* start SUPPLIED INFORMATION *

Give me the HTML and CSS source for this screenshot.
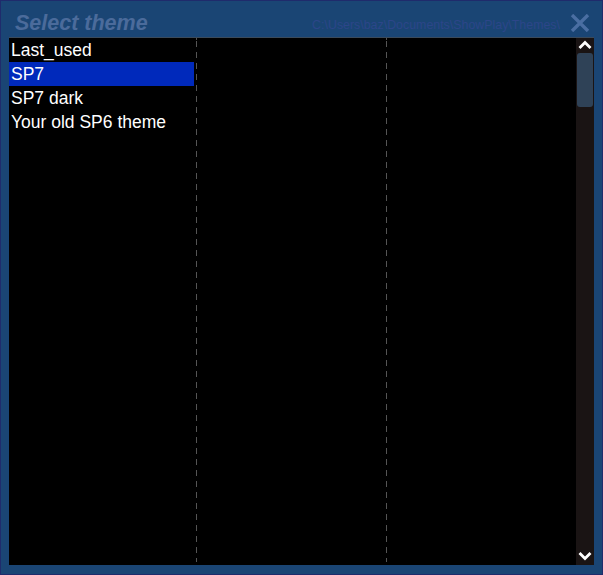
FILE: index.html
```html
<!DOCTYPE html>
<html>
<head>
<meta charset="utf-8">
<link rel="stylesheet" href="styles.css">
</head>
<body>
<div class="dialog">
  <div class="header">
    <div class="title">Select theme</div>
    <div class="path">C:\Users\baz\Documents\ShowPlay\Themes\</div>
    <svg class="close" width="20" height="18" viewBox="0 0 20 18">
      <path d="M2 1 L18 17 M18 1 L2 17" stroke="#4a6ea2" stroke-width="3.4" fill="none"/>
    </svg>
  </div>
  <div class="body">
    <div class="list">
      <div class="col first">
        <div class="row">Last_used</div>
        <div class="row selected">SP7</div>
        <div class="row">SP7 dark</div>
        <div class="row">Your old SP6 theme</div>
      </div>
      <div class="divider"></div>
      <div class="col second"></div>
      <div class="divider"></div>
      <div class="col third"></div>
    </div>
    <div class="scrollbar">
      <svg class="arrow" width="18" height="12" viewBox="0 0 18 12">
        <path d="M3.5 9 L9 3.5 L14.5 9" stroke="#ffffff" stroke-width="2.8" fill="none"/>
      </svg>
      <div class="track">
        <div class="thumb"></div>
      </div>
      <svg class="arrow" width="18" height="12" viewBox="0 0 18 12">
        <path d="M3.5 3 L9 8.5 L14.5 3" stroke="#ffffff" stroke-width="2.8" fill="none"/>
      </svg>
    </div>
  </div>
</div>
</body>
</html>
```
FILE: styles.css
```css
html, body {
  margin: 0;
  padding: 0;
  background: #19436f;
}

.dialog {
  width: 603px;
  height: 575px;
  box-sizing: border-box;
  border: 1px solid #1f2b6c;
  background: #1a4574;
  padding: 0 8px 9px 8px;
  display: flex;
  flex-direction: column;
  font-family: "Liberation Sans", Arial, sans-serif;
}

.header {
  height: 28px;
  padding-top: 8px;
  display: flex;
  align-items: center;
  flex-shrink: 0;
}

.title {
  font-size: 21.5px;
  font-weight: bold;
  font-style: italic;
  color: #4b6b9b;
  padding-left: 6px;
  flex: 1;
  white-space: nowrap;
}

.path {
  font-size: 12.4px;
  color: #2c4689;
  padding-top: 3px;
  margin-right: 10px;
  white-space: nowrap;
}

.close {
  margin-right: 4px;
}

.body {
  flex: 1;
  display: flex;
  border-top: 1px solid #3b4a5a;
  min-height: 0;
}

.list {
  flex: 1;
  background: #000;
  display: flex;
}

.col.first {
  width: 187px;
}

.col.second {
  width: 189px;
}

.col.third {
  flex: 1;
}

.divider {
  width: 1px;
  background: repeating-linear-gradient(to bottom, #555555 0px, #555555 6px, transparent 6px, transparent 11px);
  background-position: 0 3px;
  margin-bottom: 3px;
}

.row {
  height: 24px;
  line-height: 24px;
  font-size: 17.5px;
  color: #ffffff;
  padding-left: 2px;
  margin-right: 2px;
  white-space: nowrap;
}

.row.selected {
  background: #0029bb;
}

.scrollbar {
  width: 18px;
  background: #1a1414;
  display: flex;
  flex-direction: column;
  align-items: center;
}

.arrow {
  flex-shrink: 0;
  display: block;
  margin-top: 1px;
}

.track {
  flex: 1;
  width: 100%;
  padding: 2px 1px;
  box-sizing: border-box;
}

.thumb {
  height: 54px;
  background: #2f4257;
  border-radius: 3px;
}

.scrollbar .arrow:last-child {
  margin-top: 0;
  margin-bottom: 3px;
}
```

* end SUPPLIED INFORMATION *

== WHAT IS NEEDED ==
Transcribe the material as is, with images omitted.

== RESULT ==
Give me the HTML and CSS source for this screenshot.
FILE: index.html
```html
<!DOCTYPE html>
<html>
<head>
<meta charset="utf-8">
<link rel="stylesheet" href="styles.css">
</head>
<body>
<div class="dialog">
  <div class="header">
    <div class="title">Select theme</div>
    <div class="path">C:\Users\baz\Documents\ShowPlay\Themes\</div>
    <svg class="close" width="20" height="18" viewBox="0 0 20 18">
      <path d="M2 1 L18 17 M18 1 L2 17" stroke="#4a6ea2" stroke-width="3.4" fill="none"/>
    </svg>
  </div>
  <div class="body">
    <div class="list">
      <div class="col first">
        <div class="row">Last_used</div>
        <div class="row selected">SP7</div>
        <div class="row">SP7 dark</div>
        <div class="row">Your old SP6 theme</div>
      </div>
      <div class="divider"></div>
      <div class="col second"></div>
      <div class="divider"></div>
      <div class="col third"></div>
    </div>
    <div class="scrollbar">
      <svg class="arrow" width="18" height="12" viewBox="0 0 18 12">
        <path d="M3.5 9 L9 3.5 L14.5 9" stroke="#ffffff" stroke-width="2.8" fill="none"/>
      </svg>
      <div class="track">
        <div class="thumb"></div>
      </div>
      <svg class="arrow" width="18" height="12" viewBox="0 0 18 12">
        <path d="M3.5 3 L9 8.5 L14.5 3" stroke="#ffffff" stroke-width="2.8" fill="none"/>
      </svg>
    </div>
  </div>
</div>
</body>
</html>
```
FILE: styles.css
```css
html, body {
  margin: 0;
  padding: 0;
  background: #19436f;
}

.dialog {
  width: 603px;
  height: 575px;
  box-sizing: border-box;
  border: 1px solid #1f2b6c;
  background: #1a4574;
  padding: 0 8px 9px 8px;
  display: flex;
  flex-direction: column;
  font-family: "Liberation Sans", Arial, sans-serif;
}

.header {
  height: 28px;
  padding-top: 8px;
  display: flex;
  align-items: center;
  flex-shrink: 0;
}

.title {
  font-size: 21.5px;
  font-weight: bold;
  font-style: italic;
  color: #4b6b9b;
  padding-left: 6px;
  flex: 1;
  white-space: nowrap;
}

.path {
  font-size: 12.4px;
  color: #2c4689;
  padding-top: 3px;
  margin-right: 10px;
  white-space: nowrap;
}

.close {
  margin-right: 4px;
}

.body {
  flex: 1;
  display: flex;
  border-top: 1px solid #3b4a5a;
  min-height: 0;
}

.list {
  flex: 1;
  background: #000;
  display: flex;
}

.col.first {
  width: 187px;
}

.col.second {
  width: 189px;
}

.col.third {
  flex: 1;
}

.divider {
  width: 1px;
  background: repeating-linear-gradient(to bottom, #555555 0px, #555555 6px, transparent 6px, transparent 11px);
  background-position: 0 3px;
  margin-bottom: 3px;
}

.row {
  height: 24px;
  line-height: 24px;
  font-size: 17.5px;
  color: #ffffff;
  padding-left: 2px;
  margin-right: 2px;
  white-space: nowrap;
}

.row.selected {
  background: #0029bb;
}

.scrollbar {
  width: 18px;
  background: #1a1414;
  display: flex;
  flex-direction: column;
  align-items: center;
}

.arrow {
  flex-shrink: 0;
  display: block;
  margin-top: 1px;
}

.track {
  flex: 1;
  width: 100%;
  padding: 2px 1px;
  box-sizing: border-box;
}

.thumb {
  height: 54px;
  background: #2f4257;
  border-radius: 3px;
}

.scrollbar .arrow:last-child {
  margin-top: 0;
  margin-bottom: 3px;
}
```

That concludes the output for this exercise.